Supplied material
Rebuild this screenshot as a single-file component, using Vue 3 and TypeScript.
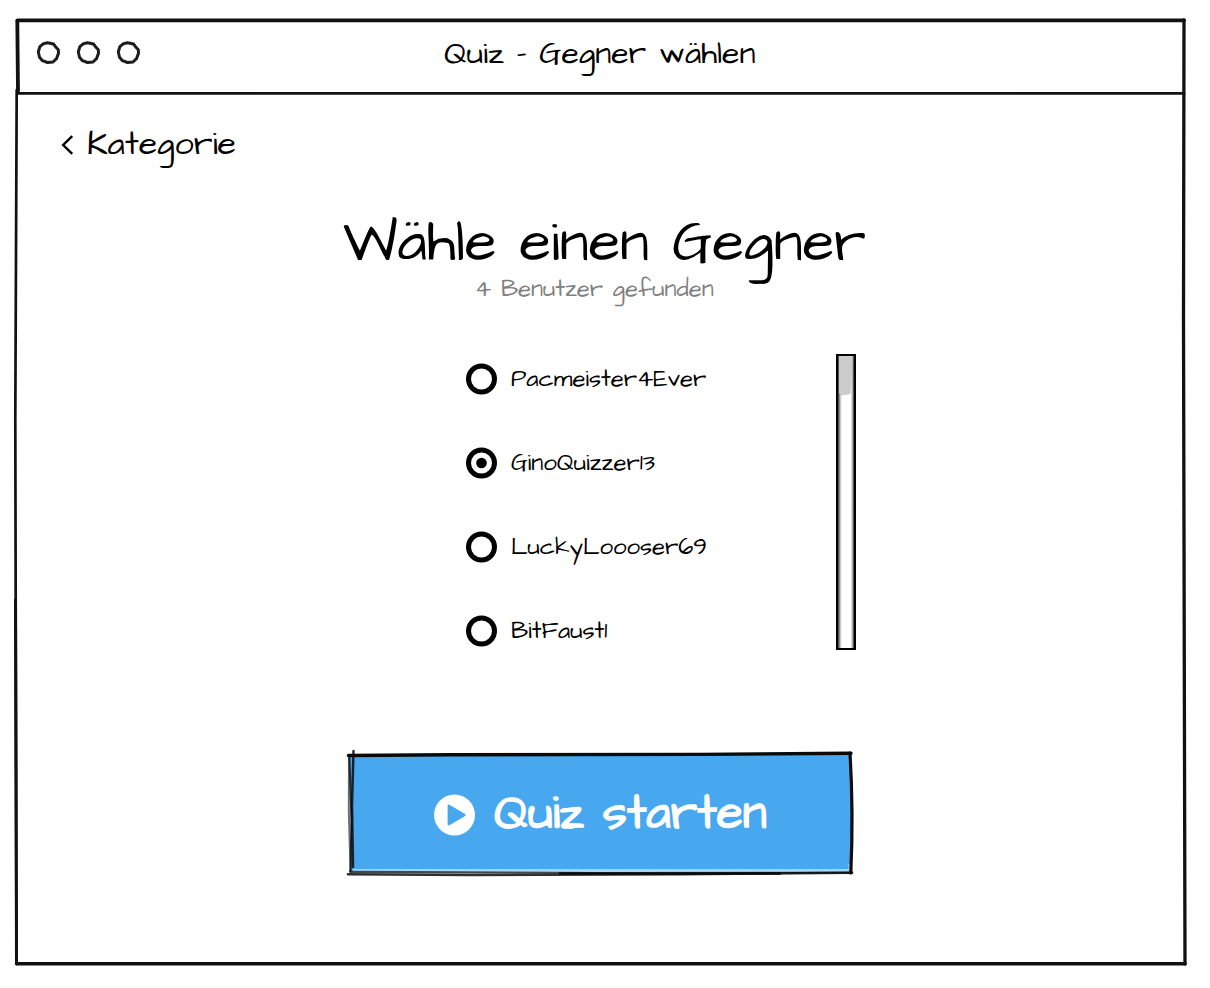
<script setup lang="ts">
import { ref } from 'vue'

const opponents: string[] = ['Pacmeister4Ever', 'GinoQuizzer13', 'LuckyLoooser69', 'BitFaust1']
const selected = ref('GinoQuizzer13')
</script>

<template>
  <main class="window">
    <svg class="outline" viewBox="0 0 1210 988" aria-hidden="true">
      <path d="M17.5 20.3 H1184" stroke-width="3.8" />
      <path d="M17.3 21 L18 91" stroke-width="3.8" />
      <path d="M16.7 90 L15.3 420 L16.5 964" stroke-width="2.7" />
      <path d="M15.5 600 L16.5 964" stroke-width="3" />
      <path d="M1184 20 L1183.5 320 L1185 964" stroke-width="3.3" />
      <path d="M17 963.8 H1185" stroke-width="3.6" />
      <path d="M18 93.4 H1184" stroke-width="2.7" />
    </svg>

    <header class="titlebar">
      <svg class="lights" width="106" height="26" viewBox="0 0 106 26" aria-hidden="true">
        <g v-for="x in [13.5, 53.5, 93.5]" :key="x" :transform="`translate(${x} 12.7)`">
          <path d="M-5 -9 L-1 -10 L5 -8.7 L7 -6 L9.8 -3 L10 .5 L8 6 L4.5 9.3 L-1 9.8 L-6 8 L-9 4.6 L-10.2 -1 L-8.6 -6Z" />
        </g>
      </svg>
      <h2 class="window-title">Quiz - Gegner wählen</h2>
    </header>

    <nav class="back">
      <svg width="13" height="20" viewBox="0 0 13 20" aria-hidden="true">
        <path d="M11.2 1.2 L2.2 10 L11.2 18.8" fill="none" stroke="#000" stroke-width="2.4" />
      </svg>
      <span class="back-label">Kategorie</span>
    </nav>

    <h1 class="heading">Wähle einen Gegner</h1>
    <p class="count">4 Benutzer gefunden</p>

    <section class="picker">
      <ul class="opponents">
        <li v-for="name in opponents" :key="name" class="opponent" @click="selected = name">
          <svg width="32" height="32" viewBox="0 0 32 32" aria-hidden="true">
            <circle cx="16.5" cy="16" r="13" fill="none" stroke="#000" stroke-width="5" />
            <circle v-if="selected === name" cx="16.5" cy="16" r="5.3" />
          </svg>
          <span>{{ name }}</span>
        </li>
      </ul>
      <svg class="scrollbar" width="20" height="296" viewBox="0 0 20 296" aria-hidden="true">
        <defs>
          <linearGradient id="edge" x1="0" x2="1" y1="0" y2="0">
            <stop offset="0" stop-color="#000" />
            <stop offset=".1" stop-color="#333" />
            <stop offset=".24" stop-color="#ddd" />
            <stop offset=".3" stop-color="#fff" />
            <stop offset=".74" stop-color="#fff" />
            <stop offset=".84" stop-color="#999" />
            <stop offset=".92" stop-color="#000" />
          </linearGradient>
        </defs>
        <rect width="20" height="296" fill="url(#edge)" />
        <path d="M3 2 H16.5 L15.5 22 L14.5 40 L5 41.5 L3 39Z" fill="#cbcbcb" />
        <path d="M1 1 H19 V295 H1Z" fill="none" stroke="#000" stroke-width="2" />
      </svg>
    </section>

    <button class="start" type="button">
      <svg class="start-outline" width="512" height="132" viewBox="344 748 512 132" aria-hidden="true">
        <path d="M350 755 L850 753.5 L852 812 L850 871 H351Z" fill="#47a8ef" />
        <path d="M353 870 H849.5 V864" class="shine" />
        <g class="ink">
          <path d="M348.5 755.5 L450 754.8 L700 754.4 L851 753.3" stroke-width="3.4" />
          <path d="M349 755 L348.8 810 L350.5 871" stroke-width="2" opacity=".6" />
          <path d="M353.5 751 L352 805 L353 867" stroke-width="2.5" opacity=".85" />
          <path d="M349.3 755 L351.5 820 L350.5 871" stroke-width="2" opacity=".8" />
          <path d="M850 753 Q853.6 813 850.8 873" stroke-width="3.2" />
          <path d="M350 871.8 L600 872.8 L852 872.5" stroke-width="2.2" opacity=".75" />
          <path d="M348 874.3 L470 875 L680 874.3 L852 872.8" stroke-width="2.6" opacity=".85" />
          <path d="M560 873.5 H780" stroke-width="2.4" />
        </g>
      </svg>
      <svg class="play" width="42" height="42" viewBox="0 0 42 42" aria-hidden="true">
        <circle cx="21.5" cy="21" r="20.5" fill="#fff" />
        <path d="M15.8 11.8 L31.5 21 L15.8 30.2Z" fill="#47a8ef" stroke="#47a8ef" stroke-width="2.4" stroke-linejoin="round" />
      </svg>
      <span class="start-label">Quiz starten</span>
    </button>
  </main>
</template>

<style>
body {
  background: #fff;
}
</style>

<style scoped>
.window {
  position: relative;
  display: flex;
  flex-direction: column;
  box-sizing: border-box;
  width: 1210px;
  height: 988px;
  padding: 20px 25px 23px 17px;
  overflow: hidden;
  color: #000;
  font-family: "Architects Daughter", Lato, sans-serif;
  white-space: nowrap;
}
.outline {
  position: absolute;
  inset: 0;
  width: 1210px;
  height: 988px;
  fill: none;
  stroke: #111;
  stroke-linecap: round;
  stroke-linejoin: round;
  pointer-events: none;
  filter: blur(0.6px);
}
.titlebar {
  display: flex;
  align-items: center;
  height: 73px;
}
.lights {
  flex: none;
  margin: -8px 0 0 18px;
  fill: none;
  stroke: #1c1c1c;
  stroke-width: 3;
  stroke-linejoin: round;
  filter: blur(0.6px);
}
.window-title {
  margin: -5px 0 0 303px;
  font-size: 32px;
  font-weight: 400;
  line-height: 36px;
}
.back {
  display: flex;
  align-items: center;
  gap: 13px;
  height: 40px;
  margin: 31px 0 0 44px;
}
.back svg {
  margin-top: 1px;
}
.back-label {
  font-size: 34px;
  line-height: 36px;
}
.heading {
  height: 64px;
  margin: 47px 0 0 326px;
  font-size: 58px;
  font-weight: 400;
  line-height: 64px;
}
.count {
  margin: -1px 0 0 458px;
  color: #808080;
  font-size: 24px;
  line-height: 30px;
}
.picker {
  display: flex;
  justify-content: space-between;
  width: 391px;
  margin: 50px 0 0 448px;
}
.opponents {
  display: flex;
  flex-direction: column;
  gap: 52px;
  margin: 0;
  padding: 9px 0 0;
  list-style: none;
}
.opponent {
  display: flex;
  align-items: center;
  gap: 14px;
  height: 32px;
  font-size: 24px;
  line-height: 32px;
}
.scrollbar {
  flex: none;
}
.start {
  position: relative;
  display: flex;
  align-items: center;
  gap: 19px;
  width: 504px;
  height: 121px;
  margin: 103px 0 0 332px;
  padding: 0 0 0 84px;
  border: 0;
  background: none;
  color: #fff;
  font-family: inherit;
}
.start-outline {
  position: absolute;
  top: -5px;
  left: -5px;
}
.ink {
  fill: none;
  stroke: #0a0a0a;
  stroke-linecap: round;
  stroke-linejoin: round;
  filter: blur(0.7px);
}
.shine {
  fill: none;
  stroke: #c8e4fb;
  stroke-width: 1.6;
}
.play {
  position: relative;
  flex: none;
  margin-top: 3px;
}
.start-label {
  position: relative;
  font-size: 48px;
  font-weight: 700;
  line-height: 50px;
}
</style>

Written problem
Print out the material word for word, omitting the pictures.

Response to this task
Rebuild this screenshot as a single-file component, using Vue 3 and TypeScript.
<script setup lang="ts">
import { ref } from 'vue'

const opponents: string[] = ['Pacmeister4Ever', 'GinoQuizzer13', 'LuckyLoooser69', 'BitFaust1']
const selected = ref('GinoQuizzer13')
</script>

<template>
  <main class="window">
    <svg class="outline" viewBox="0 0 1210 988" aria-hidden="true">
      <path d="M17.5 20.3 H1184" stroke-width="3.8" />
      <path d="M17.3 21 L18 91" stroke-width="3.8" />
      <path d="M16.7 90 L15.3 420 L16.5 964" stroke-width="2.7" />
      <path d="M15.5 600 L16.5 964" stroke-width="3" />
      <path d="M1184 20 L1183.5 320 L1185 964" stroke-width="3.3" />
      <path d="M17 963.8 H1185" stroke-width="3.6" />
      <path d="M18 93.4 H1184" stroke-width="2.7" />
    </svg>

    <header class="titlebar">
      <svg class="lights" width="106" height="26" viewBox="0 0 106 26" aria-hidden="true">
        <g v-for="x in [13.5, 53.5, 93.5]" :key="x" :transform="`translate(${x} 12.7)`">
          <path d="M-5 -9 L-1 -10 L5 -8.7 L7 -6 L9.8 -3 L10 .5 L8 6 L4.5 9.3 L-1 9.8 L-6 8 L-9 4.6 L-10.2 -1 L-8.6 -6Z" />
        </g>
      </svg>
      <h2 class="window-title">Quiz - Gegner wählen</h2>
    </header>

    <nav class="back">
      <svg width="13" height="20" viewBox="0 0 13 20" aria-hidden="true">
        <path d="M11.2 1.2 L2.2 10 L11.2 18.8" fill="none" stroke="#000" stroke-width="2.4" />
      </svg>
      <span class="back-label">Kategorie</span>
    </nav>

    <h1 class="heading">Wähle einen Gegner</h1>
    <p class="count">4 Benutzer gefunden</p>

    <section class="picker">
      <ul class="opponents">
        <li v-for="name in opponents" :key="name" class="opponent" @click="selected = name">
          <svg width="32" height="32" viewBox="0 0 32 32" aria-hidden="true">
            <circle cx="16.5" cy="16" r="13" fill="none" stroke="#000" stroke-width="5" />
            <circle v-if="selected === name" cx="16.5" cy="16" r="5.3" />
          </svg>
          <span>{{ name }}</span>
        </li>
      </ul>
      <svg class="scrollbar" width="20" height="296" viewBox="0 0 20 296" aria-hidden="true">
        <defs>
          <linearGradient id="edge" x1="0" x2="1" y1="0" y2="0">
            <stop offset="0" stop-color="#000" />
            <stop offset=".1" stop-color="#333" />
            <stop offset=".24" stop-color="#ddd" />
            <stop offset=".3" stop-color="#fff" />
            <stop offset=".74" stop-color="#fff" />
            <stop offset=".84" stop-color="#999" />
            <stop offset=".92" stop-color="#000" />
          </linearGradient>
        </defs>
        <rect width="20" height="296" fill="url(#edge)" />
        <path d="M3 2 H16.5 L15.5 22 L14.5 40 L5 41.5 L3 39Z" fill="#cbcbcb" />
        <path d="M1 1 H19 V295 H1Z" fill="none" stroke="#000" stroke-width="2" />
      </svg>
    </section>

    <button class="start" type="button">
      <svg class="start-outline" width="512" height="132" viewBox="344 748 512 132" aria-hidden="true">
        <path d="M350 755 L850 753.5 L852 812 L850 871 H351Z" fill="#47a8ef" />
        <path d="M353 870 H849.5 V864" class="shine" />
        <g class="ink">
          <path d="M348.5 755.5 L450 754.8 L700 754.4 L851 753.3" stroke-width="3.4" />
          <path d="M349 755 L348.8 810 L350.5 871" stroke-width="2" opacity=".6" />
          <path d="M353.5 751 L352 805 L353 867" stroke-width="2.5" opacity=".85" />
          <path d="M349.3 755 L351.5 820 L350.5 871" stroke-width="2" opacity=".8" />
          <path d="M850 753 Q853.6 813 850.8 873" stroke-width="3.2" />
          <path d="M350 871.8 L600 872.8 L852 872.5" stroke-width="2.2" opacity=".75" />
          <path d="M348 874.3 L470 875 L680 874.3 L852 872.8" stroke-width="2.6" opacity=".85" />
          <path d="M560 873.5 H780" stroke-width="2.4" />
        </g>
      </svg>
      <svg class="play" width="42" height="42" viewBox="0 0 42 42" aria-hidden="true">
        <circle cx="21.5" cy="21" r="20.5" fill="#fff" />
        <path d="M15.8 11.8 L31.5 21 L15.8 30.2Z" fill="#47a8ef" stroke="#47a8ef" stroke-width="2.4" stroke-linejoin="round" />
      </svg>
      <span class="start-label">Quiz starten</span>
    </button>
  </main>
</template>

<style>
body {
  background: #fff;
}
</style>

<style scoped>
.window {
  position: relative;
  display: flex;
  flex-direction: column;
  box-sizing: border-box;
  width: 1210px;
  height: 988px;
  padding: 20px 25px 23px 17px;
  overflow: hidden;
  color: #000;
  font-family: "Architects Daughter", Lato, sans-serif;
  white-space: nowrap;
}
.outline {
  position: absolute;
  inset: 0;
  width: 1210px;
  height: 988px;
  fill: none;
  stroke: #111;
  stroke-linecap: round;
  stroke-linejoin: round;
  pointer-events: none;
  filter: blur(0.6px);
}
.titlebar {
  display: flex;
  align-items: center;
  height: 73px;
}
.lights {
  flex: none;
  margin: -8px 0 0 18px;
  fill: none;
  stroke: #1c1c1c;
  stroke-width: 3;
  stroke-linejoin: round;
  filter: blur(0.6px);
}
.window-title {
  margin: -5px 0 0 303px;
  font-size: 32px;
  font-weight: 400;
  line-height: 36px;
}
.back {
  display: flex;
  align-items: center;
  gap: 13px;
  height: 40px;
  margin: 31px 0 0 44px;
}
.back svg {
  margin-top: 1px;
}
.back-label {
  font-size: 34px;
  line-height: 36px;
}
.heading {
  height: 64px;
  margin: 47px 0 0 326px;
  font-size: 58px;
  font-weight: 400;
  line-height: 64px;
}
.count {
  margin: -1px 0 0 458px;
  color: #808080;
  font-size: 24px;
  line-height: 30px;
}
.picker {
  display: flex;
  justify-content: space-between;
  width: 391px;
  margin: 50px 0 0 448px;
}
.opponents {
  display: flex;
  flex-direction: column;
  gap: 52px;
  margin: 0;
  padding: 9px 0 0;
  list-style: none;
}
.opponent {
  display: flex;
  align-items: center;
  gap: 14px;
  height: 32px;
  font-size: 24px;
  line-height: 32px;
}
.scrollbar {
  flex: none;
}
.start {
  position: relative;
  display: flex;
  align-items: center;
  gap: 19px;
  width: 504px;
  height: 121px;
  margin: 103px 0 0 332px;
  padding: 0 0 0 84px;
  border: 0;
  background: none;
  color: #fff;
  font-family: inherit;
}
.start-outline {
  position: absolute;
  top: -5px;
  left: -5px;
}
.ink {
  fill: none;
  stroke: #0a0a0a;
  stroke-linecap: round;
  stroke-linejoin: round;
  filter: blur(0.7px);
}
.shine {
  fill: none;
  stroke: #c8e4fb;
  stroke-width: 1.6;
}
.play {
  position: relative;
  flex: none;
  margin-top: 3px;
}
.start-label {
  position: relative;
  font-size: 48px;
  font-weight: 700;
  line-height: 50px;
}
</style>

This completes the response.